Relate those small examples to what we wish we knew today. On June 11, the Supreme Court affirmed by a 4-4 tie a ruling of the U.S. Court of Appeals for the 9th Circuit in Washington v. United States. Kennedy recused himself, discovering that he had taken part in a much earlier version of the case when he was a judge on the 9th Circuit years ago. The affirmance was a victory for tribal fishing rights, but why, how, and what does it mean for future cases? For now, those questions are unanswerable.
On June 4, the court in an unsigned per curiam decision declined to rule on the merits of a case in which federal courts allowed a pregnant minor in immigration detention to obtain an abortion, over the objections of the U.S. Department of Health and Human Services. Although the issue is likely to arise again, the court essentially vacated the rulings in the minor’s favor and ordered the lower courts to dismiss the case as moot. Why did the court not take on this seemingly important and timely issue or address the government’s claim that lawyers for the minor acted unethically? Those questions, too, are unanswerable for now.

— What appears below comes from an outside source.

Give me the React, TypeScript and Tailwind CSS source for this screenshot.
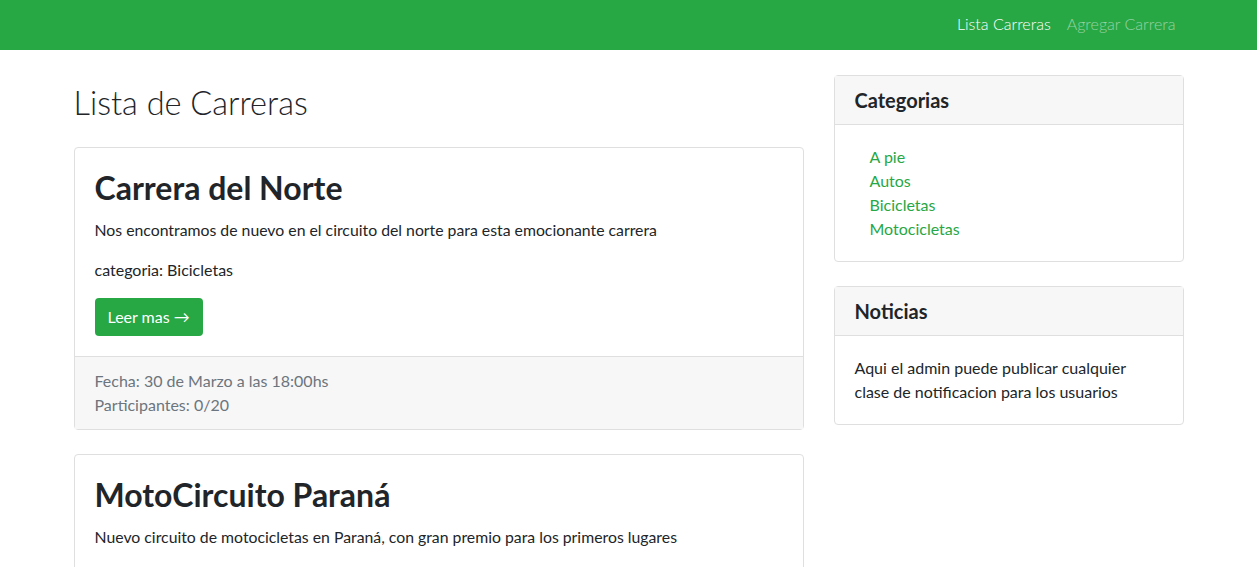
const races = [
  {
    title: "Carrera del Norte",
    text: "Nos encontramos de nuevo en el circuito del norte para esta emocionante carrera",
    categoria: "Bicicletas",
    fecha: "30 de Marzo a las 18:00hs",
    participantes: "0/20",
  },
  {
    title: "MotoCircuito Paraná",
    text: "Nuevo circuito de motocicletas en Paraná, con gran premio para los primeros lugares",
    categoria: "Motocicletas",
    fecha: "12 de Abril a las 10:00hs",
    participantes: "5/30",
  },
];

const categorias = ["A pie", "Autos", "Bicicletas", "Motocicletas"];

const RaceCard = ({ race }: { race: (typeof races)[number] }) => (
  <div className="mb-6 rounded border border-[#dfdfdf] bg-white">
    <div className="p-5">
      <h2 className="mb-[11px] text-[32px] leading-[39px] font-bold text-[#212529]">{race.title}</h2>
      <p className="mb-4 text-[15.8px]">{race.text}</p>
      <p className="mb-4">categoria: {race.categoria}</p>
      <a href="#" className="inline-block rounded bg-[#28a745] px-[13px] py-[7px] leading-6 text-white">
        Leer mas &rarr;
      </a>
    </div>
    <div className="border-t border-[#dfdfdf] bg-[#f7f7f7] px-5 py-3 text-[#6c757d]">
      <div>Fecha: {race.fecha}</div>
      <div>Participantes: {race.participantes}</div>
    </div>
  </div>
);

export default function App() {
  return (
    <div className="min-h-screen bg-white text-base leading-6 font-normal text-[#212529] [font-family:Lato,'Liberation_Sans',sans-serif]">
      <nav className="h-[50px] bg-[#28a745]">
        <div className="mx-auto flex h-full max-w-[1140px] items-center justify-end px-[15px] pb-[3px]">
          <a href="#" className="px-2 font-light text-white">Lista Carreras</a>
          <a href="#" className="px-2 font-light text-white/50">Agregar Carrera</a>
        </div>
      </nav>

      <div className="mx-auto mt-[25px] flex max-w-[1140px]">
        <div className="w-2/3 px-[15px]">
          <h1 className="mt-[9px] mb-[25px] text-[32.5px] leading-[38px] font-light">Lista de Carreras</h1>
          {races.map((r) => (
            <RaceCard key={r.title} race={r} />
          ))}
        </div>

        <div className="w-1/3 px-[15px]">
          <div className="mb-6 rounded border border-[#dfdfdf]">
            <div className="border-b border-[#dfdfdf] bg-[#f7f7f7] px-5 py-3">
              <h5 className="text-xl leading-6 font-bold">Categorias</h5>
            </div>
            <div className="p-5">
              <ul className="pl-[15px]">
                {categorias.map((c) => (
                  <li key={c}>
                    <a href="#" className="text-[#28a745]">{c}</a>
                  </li>
                ))}
              </ul>
            </div>
          </div>

          <div className="rounded border border-[#dfdfdf]">
            <div className="border-b border-[#dfdfdf] bg-[#f7f7f7] px-5 py-3">
              <h5 className="text-xl leading-6 font-bold">Noticias</h5>
            </div>
            <div className="p-5 pr-[45px]">
              <p>Aqui el admin puede publicar cualquier clase de notificacion para los usuarios</p>
            </div>
          </div>
        </div>
      </div>
    </div>
  );
}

And what of the gerrymandering cases? Long divided over whether partisan gerrymandering raises any constitutional issue that federal courts should decide, the justices raised the expectations of the legal and political communities by agreeing to hear two appeals, Gill v. Whitford from Wisconsin and Benisek v. Lamone from Maryland. But after weeks of anticipation, the justices decided that the challengers in the Wisconsin case did not have sufficient legal injury to challenge the gerrymandering, and then disposed of the Maryland case in an unsigned procedural ruling. Why did the justices decide they were not ready to tackle the constitutionality of political gerrymandering, after so many thousands of words were written in briefs and spoken in arguments? Who blinked?
Legal historians may be able to answer these questions someday, but for now, we wait.
This post has been corrected to reflect that Justice David Souter’s papers will be publicly available 50 years after Souter’s death, not in 2059, 50 years after his retirement.